In mammals, although size differences exist, most of organs consists of the same cells and exhibits the same structures. However, placentas are quite diverse in cell components, structures and the association between fetal membranes and maternal uteri. These differences have not been well characterized. Recently, endogenous retroviruses (ERVs) have been thought to have caused such diversity, which require both PEG type genes and syncytins.
It has long been thought that viruses/transposons components exist in organism’ genomes. In 2000, Mi et al., found that endogenous retrovirus (ERV, Syncytin-1) exists in the human placenta. Since then, syncytin-like structure and their functions have been reported in many animal species, but none of them contain the same nucleotide structures, strongly suggesting that these ERVs are independently captured and integrated into mammalian genomes. These observations revealed that structural diversity could be explained by these syncytin-like ERVs.

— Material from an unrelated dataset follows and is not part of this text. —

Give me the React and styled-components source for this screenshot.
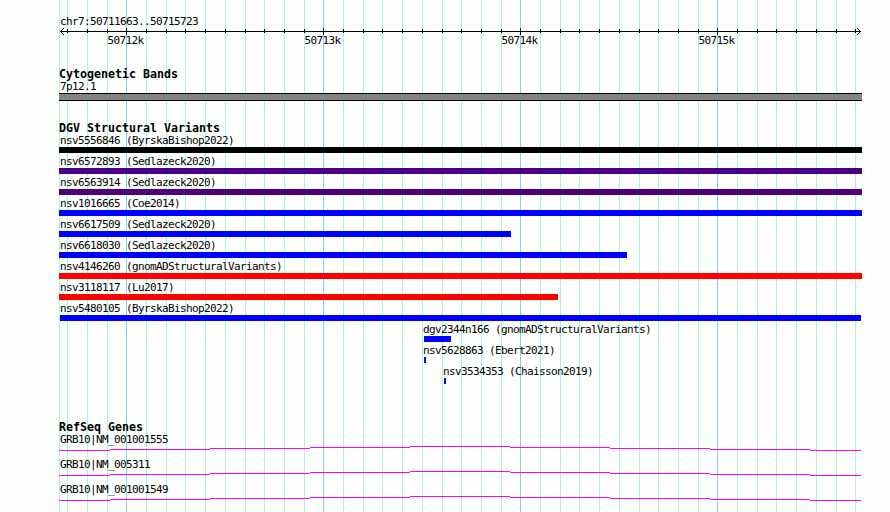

In this review, we presented sufficient evidence that the evolution of placenta or placental structures requires PEG10 and PRG11/RTL1, paternally expressed imprinted genes, and structural diversity comes from the syncytin-like ERVs. We also presented recent observations on ERVs and how these ERVs control gene expression of both functional genes as well as ERV themselves. Based on the recent information, we presented the baton-pass hypothesis, successive integration of ERVs and new models explaining placental diversity.